Byron, Beppo - Stanza 48
According to my Martian
colleague, Doctor Silentiarius, certain
patterns tend to repeat themselves in the
way the male and female of the species interact.
For example, notable he found the fact that
they had both managed to do away with phatic
communication, an achievement that even
the most developed intergalactic spiritual
civilizations had failed to approximate.
And he goes on with
his personal experiences that illustrate
this miraculous interpersonal breakthrough.

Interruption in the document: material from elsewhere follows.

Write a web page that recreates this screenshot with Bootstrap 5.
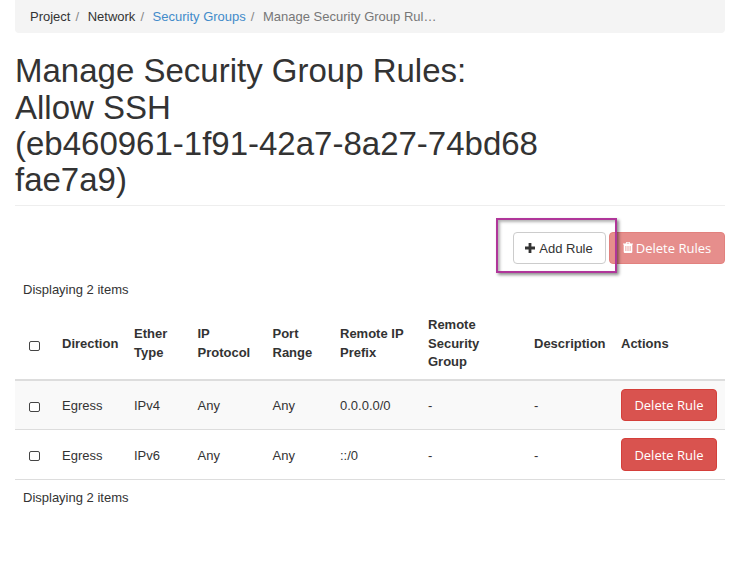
<!DOCTYPE html>
<html lang="en">
<head>
<meta charset="utf-8">
<title>Manage Security Group Rules</title>
<link href="https://cdn.jsdelivr.net/npm/bootstrap@5.3.0/dist/css/bootstrap.min.css" rel="stylesheet">
<style>
body{font-family:"Nimbus Sans","Liberation Sans",Arial,sans-serif;font-size:13px;line-height:18.57px;color:#333;overflow:hidden}
.page-wrap{padding:0 12px 0 15px}
.breadcrumb{--bs-breadcrumb-divider-color:#888;--bs-breadcrumb-item-padding-x:5px;background:#f4f4f4;border-radius:0 0 4px 4px;padding:8px 15px 6px;height:33px;font-size:13px}
.breadcrumb-item+.breadcrumb-item{padding-left:5px}
.breadcrumb-item+.breadcrumb-item::before{padding-right:8.600px}
.breadcrumb a{color:#428bca;text-decoration:none}
.breadcrumb .active{color:#777}
.page-title{color:#333;font-size:33px;line-height:36.3px;font-weight:400;width:532px;height:151.6px;margin:20.4px 0 0}
.title-rule{height:1px;background:#eee}
.toolbar{height:73px;padding-top:26px;gap:3px}
.btn{--bs-btn-font-size:13px;--bs-btn-padding-x:12px;--bs-btn-padding-y:0;--bs-btn-border-radius:4px;height:32px;line-height:30px;white-space:nowrap}
.btn-add{--bs-btn-color:#333;--bs-btn-bg:#fff;--bs-btn-border-color:#ccc;width:93px;padding:2px 1px 0 0}
.btn-del{--bs-btn-color:#fff;--bs-btn-bg:#d9534f;--bs-btn-border-color:#d43f3a;--bs-btn-disabled-color:#fff;--bs-btn-disabled-bg:#d9534f;--bs-btn-disabled-border-color:#d43f3a;font-family:"Open Sans",sans-serif}
.btn-del:disabled{opacity:.65;width:116px;padding:0}
.btn-row{width:96px;padding:0}
.callout-frame{position:absolute;left:-17px;top:-14px;width:121px;height:55px;border:2px solid #b0369a;box-shadow:2px 2px 3px rgba(0,0,0,.45),inset 2px 2px 3px rgba(0,0,0,.3);z-index:2;pointer-events:none}
.count-line{padding:0 8px;height:28px;line-height:22px}
.count-line-end{padding-top:7px}
.rules-table{table-layout:fixed;width:710px;--bs-table-color:#333;--bs-table-striped-color:#333;--bs-table-striped-bg:#f9f9f9;--bs-table-bg:#fff;border-color:#ddd;margin:0;border-collapse:separate;border-spacing:0}
.rules-table th{height:74px;padding:9px 8px 7px;border-bottom:2px solid #ddd;vertical-align:middle}
.rules-table td{height:49px;padding:2px 8px 0;border-bottom:1px solid #ddd;vertical-align:middle}
.rules-table td:first-child,.rules-table td:last-child{padding-top:0}
.rules-table tr:first-child .tick{margin-top:5px}
.rules-table tr:last-child td{height:50px}
.rules-table tbody tr:last-child td:not(:first-child):not(:last-child){padding-top:3px}
.rules-table tr:last-child .btn-row{height:33px;line-height:32px}
.rules-table th,.rules-table td{line-height:18.57px}
.tick{appearance:none;display:block;width:11px;height:10px;border:1px solid #444;border-radius:2px;background:#fff;margin:3px 0 0 6px}
</style>
</head>
<body>
<div class="page-wrap">
<nav aria-label="breadcrumb"><ol class="breadcrumb mb-0">
<li class="breadcrumb-item">Project</li><li class="breadcrumb-item">Network</li><li class="breadcrumb-item"><a href="#">Security Groups</a></li><li class="breadcrumb-item active">Manage Security Group Rul…</li>
</ol></nav>
<h1 class="page-title">Manage Security Group Rules:<br>Allow SSH<br>(eb460961-1f91-42a7-8a27-74bd68<br>fae7a9)</h1>
<div class="title-rule"></div>
<div class="toolbar d-flex justify-content-end">
<div class="position-relative"><button class="btn btn-add d-flex align-items-center justify-content-center"><svg width="10" height="10" viewBox="0 0 10 10" style="margin:0 4px 2px 0"><path fill="none" stroke="#333" stroke-width="2.8" d="M5 0V10M0 5H10"/></svg>Add Rule</button><span class="callout-frame"></span></div>
<button class="btn btn-del d-flex align-items-center justify-content-center" disabled><svg width="10" height="11" viewBox="0 0 10 11" style="margin-right:3px"><path fill="#fff" fill-rule="evenodd" d="M0 1.500H2.600L3.200.3Q3.400 0 3.700 0H6.300Q6.600 0 6.800.3L7.400 1.500H10V2.500H9.300V9.800Q9.300 11 8.200 11H1.800Q.7 11 .7 9.800V2.500H0zM3.700 1.500H6.300L6 .8H4zM2.500 4V9H3.300V4zM4.600 4V9H5.400V4zM6.700 4V9H7.500V4z"/></svg>Delete Rules</button>
</div>
<div class="count-line">Displaying 2 items</div>
<table class="table table-striped rules-table">
<colgroup><col style="width:39px"><col style="width:72px"><col style="width:63.500px"><col style="width:75px"><col style="width:67.500px"><col style="width:88px"><col style="width:106px"><col style="width:87px"><col style="width:112px"></colgroup>
<thead><tr><th><input type="checkbox" class="tick"></th><th>Direction</th><th>Ether Type</th><th>IP Protocol</th><th>Port Range</th><th>Remote IP Prefix</th><th>Remote<br>Security<br>Group</th><th>Description</th><th>Actions</th></tr></thead>
<tbody>
<tr><td><input type="checkbox" class="tick"></td><td>Egress</td><td>IPv4</td><td>Any</td><td>Any</td><td>0.0.0.0/0</td><td>-</td><td>-</td><td><button class="btn btn-del btn-row">Delete Rule</button></td></tr>
<tr><td><input type="checkbox" class="tick"></td><td>Egress</td><td>IPv6</td><td>Any</td><td>Any</td><td>::/0</td><td>-</td><td>-</td><td><button class="btn btn-del btn-row">Delete Rule</button></td></tr>
</tbody>
</table>
<div class="count-line count-line-end">Displaying 2 items</div>
</div>
<script src="https://cdn.jsdelivr.net/npm/bootstrap@5.3.0/dist/js/bootstrap.bundle.min.js"></script>
</body>
</html>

I quote from his book, Onanistan -
an anthropological guide (Onanistan
is the word for Brutland in
Martian):
For the entire length
of my experimental relationship I noticed
a complete absence of the phatic three-word
particle how are you? (and synonyms) when
I was confabulating with my onanist mistress
- be it a live encounter or a mere telephone
conversation. This admired economy in superfluous
discursive behaviour was, much to my surprise,
matched by a further economy in extra-discursive
communication, be it gesticulation, sudden
changes in the pitch, falsetto voice, meaningful
nods etc. The apotheosis, however, was the
way in which corporal interaction was restricted
to the absolute essentials, thus avoiding
time consuming behaviour like hugging, kissing
lightly, holding hands in public, and further
demonstrations of affectation (affectation
is the onanist equivalent of the Martian
word affection).
My experience has come
to an accord with my Martian colleague.
An addition to his observations would be
the native euphemism PDA (Public Display
of Affectation) which is used in its abbreviated,
acronymic form in order not to cause shock
or embarrassment. A further linguistic observation
on this term is the fact that it is a negative
polarity item, that is to say it is always
used in a negative linguistic context such
as I am not in favour of PDA, how
dare you, you pervert!
Furthermore, an endemic
sense of female machismo (according to Doctor
Silentiarius the equivalent of the Martian
femininity) is based exactly
on this aversion towards PDA. A female which
has developed a certain peer sex bonding
would find it insulting and swear she would
never be caught in flagrante delicto holding
a males hand. However, this does not
imply that a similar feeling would arise
if the event was a mere four-legged beast
simulation.
*
But even English diet
seems to me to give the intellect heavy
feet, in fact, Englishwomans feet...
Nietzsche, Ecce Homo, Why I am so
clever, p.30
What Englishwomen lack
is the light-footed mobility of those Europeans...
Vogue, January 1997, p.89
In order to enhance
a sense of female machismo, indigenous females
favoured the adoption of military boots
and military marching techniques. Is this
because they believe that it makes them
more attractive and leads them to a higher
number of four-legged beast simulations
than their non boot-shod and non military-marching
co-native females. Or is it some form of
female machismo?
*
I remember the very
day, sometime during the first two weeks
of my five-year amorous sojourn in Brutland,
when I was made privy to one of the most
obtuse of their utterings. The time was
ripe for that major epiphany, for my initiation
into the sacred knowledge -or should I say
gnosis- of that all-important, quintessentially
Brutish slang term, the word that endless
hours of scholastic education by renowned
mentors, years of scrupulous scrutiny into
scrofulous texts, had disappointingly
failed to impart to me, leaving me with
that deep sense of emptiness begotten by
hemimathy; the time was finally ripe
so as to be transported by the velvety feel
of the unvoiced-palato-alveolar fricative,
the elan of the unpronounceable and masochistically
hedonistic front-open-rounded vowel, and
last but not least, the (admittedly short)
ejaculatory quality of the voiced-velar-stop:
all three of them combined together to form
that miraculous lexical item, the word shag.